The average American endures 6+ hours of blackouts a year, which amounts to at least $150 billion for the public and private sector each year — about $500 for every man, woman, and child, – that is remarkably bad for a developed country. Power outages in the USA are mostly caused by the effect harsh weather on the aging grid. Heavy industry tends to be most affected by tiny outages, and this example from Saviva Research is painfully illustrative:
A robotic manufacturing facility owned by Toshiba experienced a 0.4-second outage, causing each robot to become asynchronous with the grid; thus short circuiting chips and circuits. Toshiba spent the next 3 months reprogramming each robot, leading to an estimated economic loss of $500m.
International Grid Reliability
In the U.S, investments in the power grid lag behind Europe. Across the pond, since 2000, the U.K., Italy, Spain, France and Germany have spent a combined $150.3 billion on energy-efficiency programs, compared with $96.7 billion for the U.S, according to data by Bloomberg New Energy Finance. Moreover, according to a 2015 report by energy consultancy, the Rocky Mountain Institute the, the U.S. needs about $2 trillion in grid upgrades by 2030.

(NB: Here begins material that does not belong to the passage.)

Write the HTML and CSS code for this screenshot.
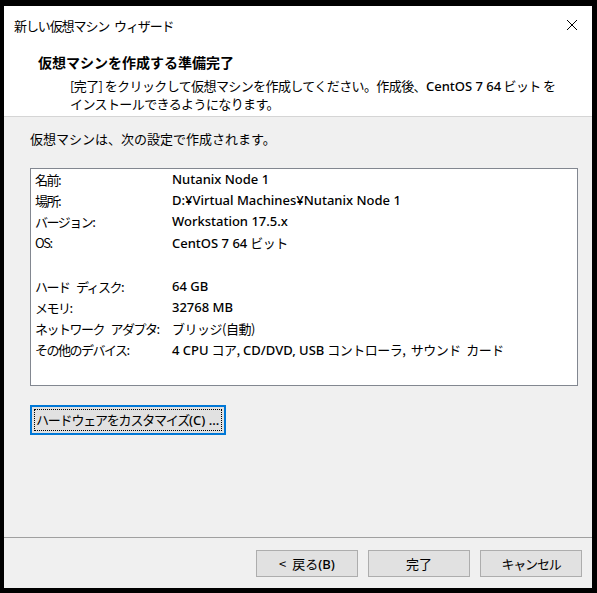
FILE: index.html
```html
<!DOCTYPE html>
<html lang="ja">
<head>
    <meta charset="UTF-8">
    <title>新しい仮想マシン ウィザード</title>
    <link rel="stylesheet" href="styles.css">
</head>
<body>

    <div class="window">
        <!-- Header -->
        <div class="header">
            <div class="titlebar">
                <span class="title">新しい仮想マシン ウィザード</span>
                <span class="close">
                    <svg width="12" height="12" viewBox="0 0 12 12">
                        <path d="M1 1 L11 11 M11 1 L1 11" stroke="#000" stroke-width="1" fill="none"/>
                    </svg>
                </span>
            </div>
            <h1 class="heading">仮想マシンを作成する準備完了</h1>
            <p class="subtitle">[完了] をクリックして仮想マシンを作成してください。作成後、<span class="en">CentOS 7 64</span> ビット を<br>インストールできるようになります。</p>
        </div>

        <!-- Body -->
        <div class="content">
            <p class="intro">仮想マシンは、次の設定で作成されます。</p>

            <div class="summary">
                <div class="row"><span class="label">名前:</span><span class="value en">Nutanix Node 1</span></div>
                <div class="row"><span class="label">場所:</span><span class="value en">D:¥Virtual Machines¥Nutanix Node 1</span></div>
                <div class="row"><span class="label">バージョン:</span><span class="value en">Workstation 17.5.x</span></div>
                <div class="row"><span class="label">OS:</span><span class="value"><span class="en">CentOS 7 64</span> <span class="jp">ビット</span></span></div>
                <div class="row spacer"></div>
                <div class="row"><span class="label">ハード ディスク:</span><span class="value en">64 GB</span></div>
                <div class="row"><span class="label">メモリ:</span><span class="value en">32768 MB</span></div>
                <div class="row"><span class="label">ネットワーク アダプタ:</span><span class="value jp">ブリッジ(自動)</span></div>
                <div class="row"><span class="label">その他のデバイス:</span><span class="value"><span class="en">4 CPU</span> <span class="jp">コア</span>, <span class="en">CD/DVD, USB</span> <span class="jp">コントローラ, サウンド カード</span></span></div>
            </div>

            <button class="customize"><span class="focus"><span class="kana">ハードウェアをカスタマイズ</span><span class="en">(C) ...</span></span></button>
        </div>

        <!-- Footer -->
        <div class="footer">
            <button>&lt; 戻る<span class="en">(B)</span></button>
            <button>完了</button>
            <button class="kana">キャンセル</button>
        </div>
    </div>

</body>
</html>
```

FILE: styles.css
```css
* {
    margin: 0;
    padding: 0;
    box-sizing: border-box;
}

body {
    background: #000;
    font-family: "Noto Sans CJK JP", sans-serif;
    font-size: 13px;
    color: #000;
    height: 593px;
    overflow: hidden;
}

.window {
    margin: 6px 5px 5px 4px;
    height: 582px;
    background: #f0f0f0;
    display: flex;
    flex-direction: column;
}

.en {
    font-family: "Noto Sans", sans-serif;
    font-weight: 500;
    letter-spacing: 0;
    word-spacing: 0;
}

.kana {
    letter-spacing: -1.2px;
}

.jp {
    letter-spacing: -0.5px;
    word-spacing: 3px;
}

/* Header */
.header {
    background: #fff;
    height: 111px;
    border-bottom: 1px solid #d5d5d5;
}

.titlebar {
    height: 38px;
    display: flex;
    justify-content: space-between;
    align-items: center;
    padding: 0 14px 0 10px;
}

.title {
    font-size: 13px;
    letter-spacing: -1.1px;
    word-spacing: 3px;
}

.close {
    display: flex;
}

.heading {
    font-size: 14px;
    font-weight: bold;
    margin: 8px 0 0 34px;
    line-height: 20px;
}

.subtitle {
    margin: 5px 0 0 66px;
    line-height: 18px;
    letter-spacing: -0.6px;
}

/* Body */
.content {
    flex: 1;
    padding: 12px 14px 0 26px;
    border-bottom: 1px solid #a0a0a0;
}

.intro {
    line-height: 20px;
}

.summary {
    margin-top: 19px;
    height: 218px;
    background: #fff;
    border: 1px solid #828790;
    padding: 0 4px;
}

.row {
    display: flex;
    height: 21px;
    line-height: 21px;
    white-space: nowrap;
}

.spacer {
    height: 23px;
}

.label {
    width: 137px;
    letter-spacing: -1.5px;
    word-spacing: 5px;
}

.customize {
    margin-top: 19px;
    width: 196px;
    height: 30px;
    background: #e1e1e1;
    border: 2px solid #0078d7;
    font-family: inherit;
    font-size: 13px;
    text-align: left;
    padding: 2px;
    display: flex;
    white-space: nowrap;
}

.customize .focus {
    flex: 1;
    border: 1px dotted #000;
    padding-left: 1px;
    line-height: 20px;
}

/* Footer */
.footer {
    height: 50px;
    display: flex;
    justify-content: flex-end;
    align-items: center;
    gap: 10px;
    padding: 1px 10px 0 0;
}

.footer button {
    width: 102px;
    height: 27px;
    background: #e1e1e1;
    border: 1px solid #adadad;
    font-family: inherit;
    font-size: 13px;
    word-spacing: 3px;
}
```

The Smart Grid: A Strategic Economy-Enhancing Objective
Yet there is much that the government and the private sector should seek to unpack about consumer behavior, strategic implications, governance, and decision-making regarding the grid, before committing to such a massive investment. The incoming investments in the next decades offer a historically important opportunity to rethink how the whole system of power generation, transmission, and usage operates.
Here’s just one consideration: ownership. Future smart grids are likely to have multiple ownerships, which will most likely span across:
- The government: through publicly owned power and transmission lines;
- The private sector: independent wind farms developers and operators or utility-owned generators;
- Private citizens: owners of household-level battery backup systems or rooftop solar panels.
All it really means is that combining forces for a specific project makes it possible to focus each parties’ inherent assets in the way that best reduces their shared risks, and reduced risk means a lower cost of borrowing, and therefore: cheaper projects.
As J. Michael Barrett explains: If the federal or state government can reduce the investment risk of the project by providing seed capital, issuing tax-exempt bonds, and/or signing a power purchase agreement to buy energy for a guaranteed period of time, the private sector can then provide investment capital at more favorable rates because total project risk is reduced. When all the parties share the up-front construction costs (and risk), promote open access to usable land, and lock-in the commitment of long-term users.
Finally, the most plausible way forward is to invest in new technologies opposed to retrofitting them later, an educated, unideological clear-eyed strategic effort to make the most of these investments would ensure both improved operations improvements in resilience and adaptability across the board.
tl;dr: A functioning integrated electricity system is a basic public good, imperative to the wealth, safety, and wellbeing of any modern society. In the context of a rapidly evolving energy infrastructure landscape, taking a strategic stance during the development of the smart grid in the USA will determine how much value is captured and who will capture it.